Blessed Richard Langhorne (c. 1624 – 14 July 1679) was an English barrister and Catholic martyr, who was executed on a false charge of treason as part of the fabricated Popish Plot. He fell under suspicion simply because he was a Roman Catholic, and because he had acted as legal adviser to the Jesuits at a time of acute anti-Catholic hysteria.

Background and early life[edit]

He was the third son of William Langhorne, a barrister, and his wife Lettice Needham of Little Wymondley in Hertfordshire. He was admitted to the Inner Temple in May 1647 and called to the bar in November 1654. He was a Roman Catholic, and provided legal and financial advice for the Jesuits.[1] During the wave of anti-Catholic hysteria which followed the Great Fire of London, he was briefly arrested but quickly released.

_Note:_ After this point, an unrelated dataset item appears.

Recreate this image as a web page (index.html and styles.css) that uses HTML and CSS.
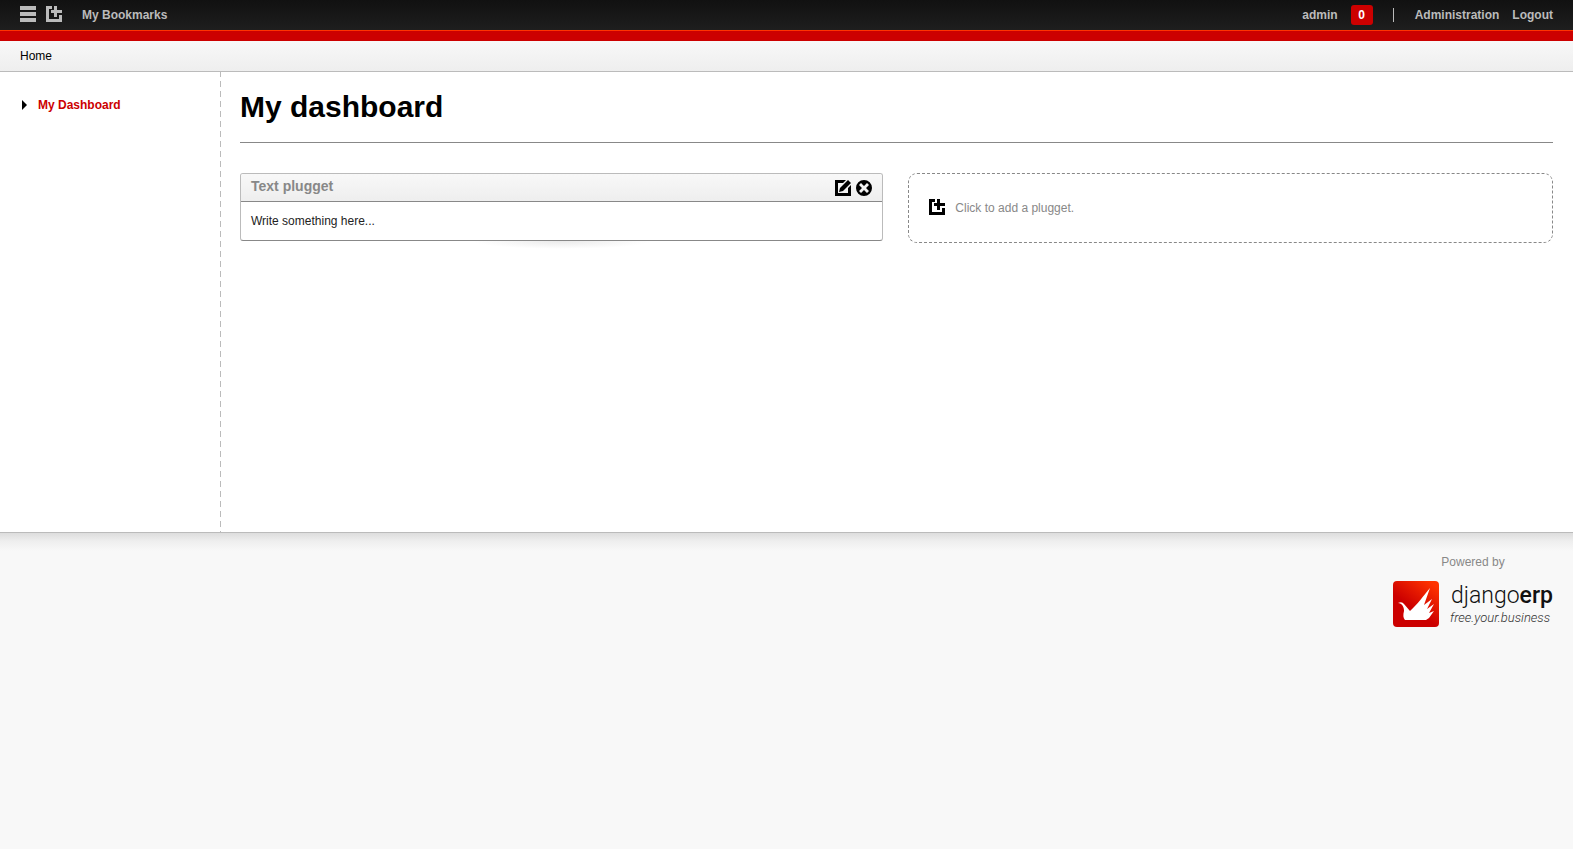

His wife, Dorothy Legatt, was a Protestant from Havering in Essex.[2] His sons Charles and Francis were both priests. When, in October 1677, Titus Oates was expelled from the English College at St Omer "for serious moral lapses", Charles Langhorne entrusted Oates with a letter to his father. Oates returned to St Omer with a letter from Richard thanking the Jesuits for all they had done for his sons.[1]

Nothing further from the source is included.